Taking a deep breath, David seemed to relax momentarily as he drifted into a distant memory. Cautious words followed: “I’m sure there are going to be times where I’m overwhelmed with joy, and I’m happy and smiling a lot, and I know there will be times where I’m being told things that make me cry.”
As our afternoon together wound to an end, David says he’s grateful for his life. Every day, he thanks God that he’s alive, vows to live for his siblings who are not and wonders how best to continue doing so. His words, much like his life story, were defined by loss and sorrow, but pointed hopefully toward the future.

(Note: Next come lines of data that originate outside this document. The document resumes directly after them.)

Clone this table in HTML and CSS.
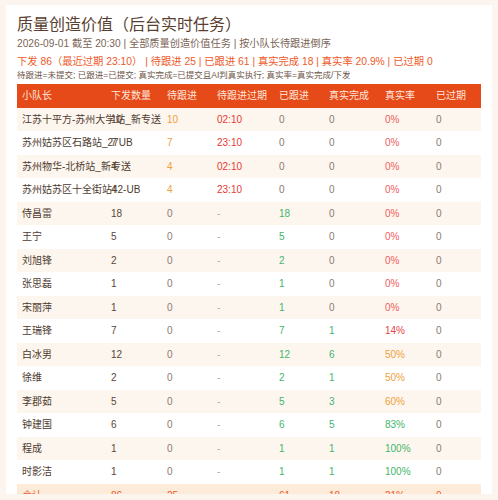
FILE: index.html
```html
<!DOCTYPE html>
<html lang="zh-CN">
<head>
<meta charset="utf-8">
<title>质量创造价值（后台实时任务）</title>
<link rel="stylesheet" href="styles.css">
</head>
<body>
<div class="card">
  <h1 class="title">质量创造价值（后台实时任务）</h1>
  <div class="meta">2026-09-01 截至 20:30 | 全部质量创造价值任务 | 按小队长待跟进倒序</div>
  <div class="summary">下发 86（最近过期 23:10） | 待跟进 25 | 已跟进 61 | 真实完成 18 | 真实率 20.9% | 已过期 0</div>
  <div class="legend">待跟进=未提交; 已跟进=已提交; 真实完成=已提交且AI判真实执行; 真实率=真实完成/下发</div>
  <table class="grid">
    <colgroup>
      <col class="c1"><col class="c2"><col class="c3"><col class="c4"><col class="c5"><col class="c6"><col class="c7"><col class="c8">
    </colgroup>
    <thead>
      <tr><th>小队长</th><th>下发数量</th><th>待跟进</th><th>待跟进过期</th><th>已跟进</th><th>真实完成</th><th>真实率</th><th>已过期</th></tr>
    </thead>
    <tbody>
      <tr><td class="name">江苏十平方-苏州大学站_新专送</td><td class="num">10</td><td class="warn">10</td><td class="late">02:10</td><td class="zero">0</td><td class="zero">0</td><td class="bad">0%</td><td class="zero">0</td></tr>
      <tr><td class="name">苏州姑苏区石路站_27UB</td><td class="num">7</td><td class="warn">7</td><td class="late">23:10</td><td class="zero">0</td><td class="zero">0</td><td class="bad">0%</td><td class="zero">0</td></tr>
      <tr><td class="name">苏州物华-北桥站_新专送</td><td class="num">4</td><td class="warn">4</td><td class="late">02:10</td><td class="zero">0</td><td class="zero">0</td><td class="bad">0%</td><td class="zero">0</td></tr>
      <tr><td class="name">苏州姑苏区十全街站42-UB</td><td class="num">4</td><td class="warn">4</td><td class="late">23:10</td><td class="zero">0</td><td class="zero">0</td><td class="bad">0%</td><td class="zero">0</td></tr>
      <tr><td class="name">侍昌雷</td><td class="num">18</td><td class="zero">0</td><td class="dash">-</td><td class="good">18</td><td class="zero">0</td><td class="bad">0%</td><td class="zero">0</td></tr>
      <tr><td class="name">王宁</td><td class="num">5</td><td class="zero">0</td><td class="dash">-</td><td class="good">5</td><td class="zero">0</td><td class="bad">0%</td><td class="zero">0</td></tr>
      <tr><td class="name">刘旭锋</td><td class="num">2</td><td class="zero">0</td><td class="dash">-</td><td class="good">2</td><td class="zero">0</td><td class="bad">0%</td><td class="zero">0</td></tr>
      <tr><td class="name">张思磊</td><td class="num">1</td><td class="zero">0</td><td class="dash">-</td><td class="good">1</td><td class="zero">0</td><td class="bad">0%</td><td class="zero">0</td></tr>
      <tr><td class="name">宋丽萍</td><td class="num">1</td><td class="zero">0</td><td class="dash">-</td><td class="good">1</td><td class="zero">0</td><td class="bad">0%</td><td class="zero">0</td></tr>
      <tr><td class="name">王瑞锋</td><td class="num">7</td><td class="zero">0</td><td class="dash">-</td><td class="good">7</td><td class="good">1</td><td class="bad strong">14%</td><td class="zero">0</td></tr>
      <tr><td class="name">白冰男</td><td class="num">12</td><td class="zero">0</td><td class="dash">-</td><td class="good">12</td><td class="good">6</td><td class="mid">50%</td><td class="zero">0</td></tr>
      <tr><td class="name">徐维</td><td class="num">2</td><td class="zero">0</td><td class="dash">-</td><td class="good">2</td><td class="good">1</td><td class="mid">50%</td><td class="zero">0</td></tr>
      <tr><td class="name">李郡茹</td><td class="num">5</td><td class="zero">0</td><td class="dash">-</td><td class="good">5</td><td class="good">3</td><td class="mid">60%</td><td class="zero">0</td></tr>
      <tr><td class="name">钟建国</td><td class="num">6</td><td class="zero">0</td><td class="dash">-</td><td class="good">6</td><td class="good">5</td><td class="good">83%</td><td class="zero">0</td></tr>
      <tr><td class="name">程成</td><td class="num">1</td><td class="zero">0</td><td class="dash">-</td><td class="good">1</td><td class="good">1</td><td class="good">100%</td><td class="zero">0</td></tr>
      <tr><td class="name">时影洁</td><td class="num">1</td><td class="zero">0</td><td class="dash">-</td><td class="good">1</td><td class="good">1</td><td class="good">100%</td><td class="zero">0</td></tr>
    </tbody>
    <tfoot>
      <tr><td>合计</td><td>86</td><td>25</td><td class="dash">-</td><td>61</td><td>18</td><td>21%</td><td>0</td></tr>
    </tfoot>
  </table>
</div>
</body>
</html>
```

FILE: styles.css
```css
html, body {
  margin: 0;
  padding: 0;
}
body {
  background: #fcf4ee;
  padding: 5px 6px 0 6px;
  font-family: "Liberation Sans", "Noto Sans CJK SC", sans-serif;
  color: #4e3b30;
}
.card {
  background: #ffffff;
  height: 489px;
  box-sizing: border-box;
  padding: 10px 11px;
  overflow: visible;
}
.title {
  margin: 0;
  font-size: 16px;
  font-weight: normal;
  line-height: 20px;
  color: #5a3f30;
}
.meta {
  margin-top: 2px;
  font-size: 10.2px;
  line-height: 14px;
  color: #7b6456;
}
.summary {
  margin-top: 4px;
  font-size: 10.3px;
  line-height: 14px;
  color: #ee5a2a;
}
.legend {
  font-size: 8.5px;
  line-height: 12px;
  color: #6b5446;
}
.grid {
  margin-top: 3px;
  width: 464px;
  table-layout: fixed;
  border-collapse: collapse;
  font-size: 10px;
}
.c1 { width: 89px; }
.c2 { width: 56px; }
.c3 { width: 50px; }
.c4 { width: 62px; }
.c5 { width: 50px; }
.c6 { width: 56px; }
.c7 { width: 51px; }
.c8 { width: 50px; }
.grid th, .grid td {
  padding: 5px 5px;
  line-height: 13.5px;
  text-align: left;
  white-space: nowrap;
  overflow: visible;
  font-weight: normal;
}
.grid thead th {
  background: #e64a19;
  color: #fde6dc;
}
.grid tbody tr:nth-child(odd) td {
  background: #fdf6ee;
}
.grid tbody tr:nth-child(even) td {
  background: #ffffff;
}
.grid tbody td.name { color: #4e3b30; }
.grid tbody td.num { color: #5b4636; }
.zero { color: #8c7b70; }
.warn { color: #eea03a; }
.late { color: #e53935; }
.dash { color: #b5a9a0; }
.good { color: #43b56d; }
.bad { color: #f06060; }
.bad.strong { color: #e84545; }
.mid { color: #f0a040; }
.grid tfoot td {
  background: #fdebd9;
  color: #ea5a2c;
}
.grid tfoot td.dash { color: #c0a898; }
```
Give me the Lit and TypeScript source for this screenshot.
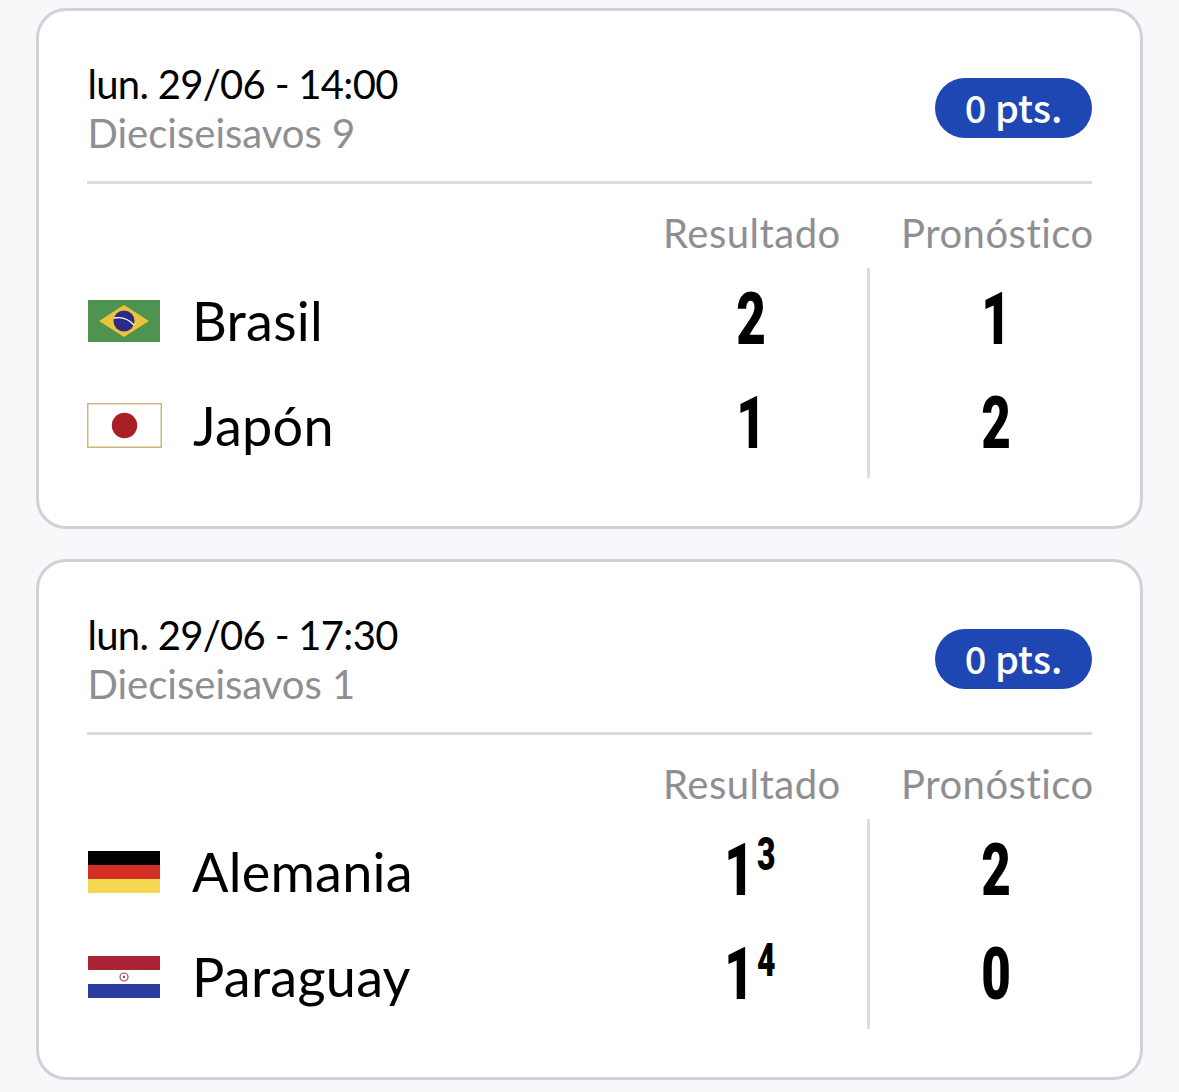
import {css, html, LitElement} from 'lit';
import {customElement} from 'lit/decorators.js';

const flags: Record<string, unknown> = {
  brasil: html`<svg class="flag" viewBox="0 0 72 42">
    <rect width="72" height="42" fill="#4f9350" />
    <path d="M11 21 36 5 61 21 36 37z" fill="#ecc43c" />
    <circle cx="36" cy="21" r="10.5" fill="#2d2a85" />
    <path d="M26 18q12-2 20 7" fill="none" stroke="#fff" stroke-width="1.3" />
  </svg>`,
  japon: html`<svg class="flag flag-jp" viewBox="0 0 75 45">
    <rect x=".75" y=".75" width="73.5" height="43.5" fill="#fff" stroke="#cdb77c" stroke-width="1.5" />
    <circle cx="37.5" cy="22.5" r="12.7" fill="#a81f26" />
  </svg>`,
  alemania: html`<svg class="flag" viewBox="0 0 72 42">
    <rect width="72" height="14" fill="#000" />
    <rect y="14" width="72" height="14.5" fill="#d22f27" />
    <rect y="28" width="72" height="14" fill="#f3d84f" />
  </svg>`,
  paraguay: html`<svg class="flag" viewBox="0 0 72 42">
    <rect width="72" height="14" fill="#ab2337" />
    <rect y="14" width="72" height="14" fill="#fff" />
    <rect y="28" width="72" height="14" fill="#2c3c9f" />
    <circle cx="36" cy="21" r="4" fill="none" stroke="#a8475f" stroke-width="1.2" />
    <circle cx="36" cy="21" r="1.2" fill="#6b5a5f" />
  </svg>`,
};

interface Team {
  name: string;
  flag: string;
  result: string;
  penalties?: string;
  forecast: string;
}

interface Match {
  date: string;
  round: string;
  teams: Team[];
}

const matches: Match[] = [
  {
    date: 'lun. 29/06 - 14:00',
    round: 'Dieciseisavos 9',
    teams: [
      {name: 'Brasil', flag: 'brasil', result: '2', forecast: '1'},
      {name: 'Japón', flag: 'japon', result: '1', forecast: '2'},
    ],
  },
  {
    date: 'lun. 29/06 - 17:30',
    round: 'Dieciseisavos 1',
    teams: [
      {name: 'Alemania', flag: 'alemania', result: '1', penalties: '3', forecast: '2'},
      {name: 'Paraguay', flag: 'paraguay', result: '1', penalties: '4', forecast: '0'},
    ],
  },
];

@customElement('app-root')
export class AppRoot extends LitElement {
  static styles = css`
    :host {
      display: block;
      height: 1092px;
      overflow: hidden;
      background: #f8f8fb;
      font-family: Lato, sans-serif;
      font-variant-ligatures: none;
      color: #000;
    }
    .list {
      display: flex;
      flex-direction: column;
      gap: 30px;
      padding: 8px 36px 0;
    }
    .card {
      box-sizing: border-box;
      height: 521px;
      padding: 49.5px 48px 0;
      background: #fff;
      border: 3px solid #d1d1d9;
      border-radius: 30px;
    }
    .head {
      display: flex;
      justify-content: space-between;
      align-items: center;
      height: 125px;
      margin-top: -2px;
      border-bottom: 3px solid #dcdce0;
      box-sizing: border-box;
    }
    .info {
      align-self: flex-start;
      padding-left: 0.5px;
    }
    .date {
      font-size: 40px;
      line-height: 50px;
      letter-spacing: -0.7px;
    }
    .round {
      font-size: 40px;
      line-height: 48px;
      color: #8e8e93;
    }
    .pts {
      box-sizing: border-box;
      width: 157px;
      height: 60px;
      margin-bottom: 24px;
      padding-bottom: 3px;
      display: flex;
      align-items: center;
      justify-content: center;
      border-radius: 30px;
      background: #1f47b3;
      color: #fff;
      font-family: 'Noto Sans CJK JP', 'Noto Sans', sans-serif;
      font-size: 38px;
      font-weight: 500;
    }
    .table {
      display: grid;
      grid-template-columns: 1fr 176px 28px 3px 31px 190px;
      grid-template-rows: 84px 106px 106px;
      padding-right: 1px;
    }
    .label {
      align-self: end;
      padding-bottom: 11px;
      font-size: 40px;
      line-height: 48px;
      letter-spacing: 0.5px;
      color: #8e8e93;
      white-space: nowrap;
    }
    .label.res {
      grid-column: 2;
      text-align: center;
    }
    .label.pro {
      grid-column: 6;
      text-align: right;
    }
    .team {
      grid-column: 1;
      display: flex;
      align-items: center;
      gap: 32px;
      font-size: 54px;
      letter-spacing: 0.25px;
    }
    .team.low {
      padding-bottom: 2px;
    }
    .flag {
      width: 72px;
      height: 42px;
      margin-left: 1px;
      flex: none;
    }
    .flag-jp {
      width: 75px;
      height: 45px;
      margin-left: 0;
      margin-right: -1px;
    }
    .score {
      position: relative;
      padding-top: 2px;
      font-family: Roboto, sans-serif;
      font-weight: 900;
      font-size: 73px;
      line-height: 98px;
      text-align: center;
    }
    .score.low {
      padding-top: 0;
    }
    .digit {
      display: inline-block;
      transform: scaleX(0.7);
    }
    .score.res {
      grid-column: 2;
    }
    .score.pro {
      grid-column: 6;
    }
    .score.has-pen {
      text-align: left;
      padding-left: 55px;
    }
    .pen {
      position: absolute;
      left: 94px;
      top: 5px;
      font-size: 47px;
      line-height: 60px;
      transform: scaleX(0.68);
      transform-origin: left center;
    }
    .divider {
      grid-column: 4;
      grid-row: 2 / 4;
      height: 210px;
      background: #dcdce0;
    }
  `;

  renderTeam(team: Team, row: number) {
    const low = row > 2 ? 'low' : '';
    return html`
      <div class="team ${low}" style="grid-row: ${row}">${flags[team.flag]}<span>${team.name}</span></div>
      <div class="score res ${low} ${team.penalties ? 'has-pen' : ''}" style="grid-row: ${row}">
        <span class="digit">${team.result}</span>${team.penalties
          ? html`<span class="pen">${team.penalties}</span>`
          : ''}
      </div>
      <div class="score pro ${low}" style="grid-row: ${row}"><span class="digit">${team.forecast}</span></div>
    `;
  }

  render() {
    return html`
      <div class="list">
        ${matches.map(
          (m) => html`
            <section class="card">
              <div class="head">
                <div class="info">
                  <div class="date">${m.date}</div>
                  <div class="round">${m.round}</div>
                </div>
                <div class="pts">0 pts.</div>
              </div>
              <div class="table">
                <div class="label res">Resultado</div>
                <div class="label pro">Pronóstico</div>
                ${m.teams.map((t, i) => this.renderTeam(t, i + 2))}
                <div class="divider"></div>
              </div>
            </section>
          `
        )}
      </div>
    `;
  }
}
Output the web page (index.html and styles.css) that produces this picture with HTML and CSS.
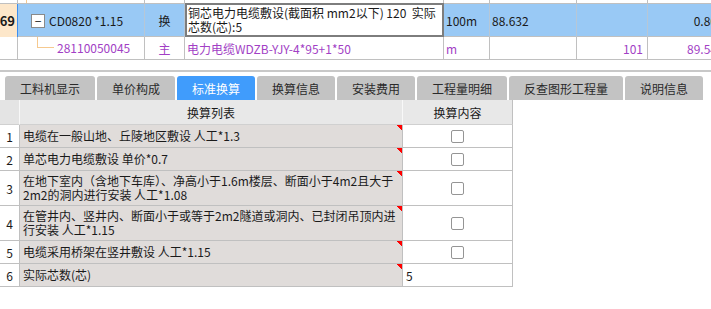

For me to be alive is a miracle. There are so many moments leading up to our being together today that could have resulted in my not being alive. I don’t understand it. I have guilt that I am alive and five of my brothers and sisters are not. I feel like I have to live a life that they would have lived. If they were alive, I know they would probably be better human beings than I am. So I try to intentionally think about how my sisters and brothers would be. They would be good friends to others, and they would be hard workers. I think about that all the time. And I think about how God spared me and I pray about the purpose of my life.
“I’m really excited for you,” I tell David, as he puts on his jacket to leave.
“She makes me excited to go,” he replies, reaching down to shake my daughter’s tiny hand. “I have so many family members to meet for the first time; babies and children and teenagers. So no matter what happens, I will return with a better life, just from having seen and hugged them.”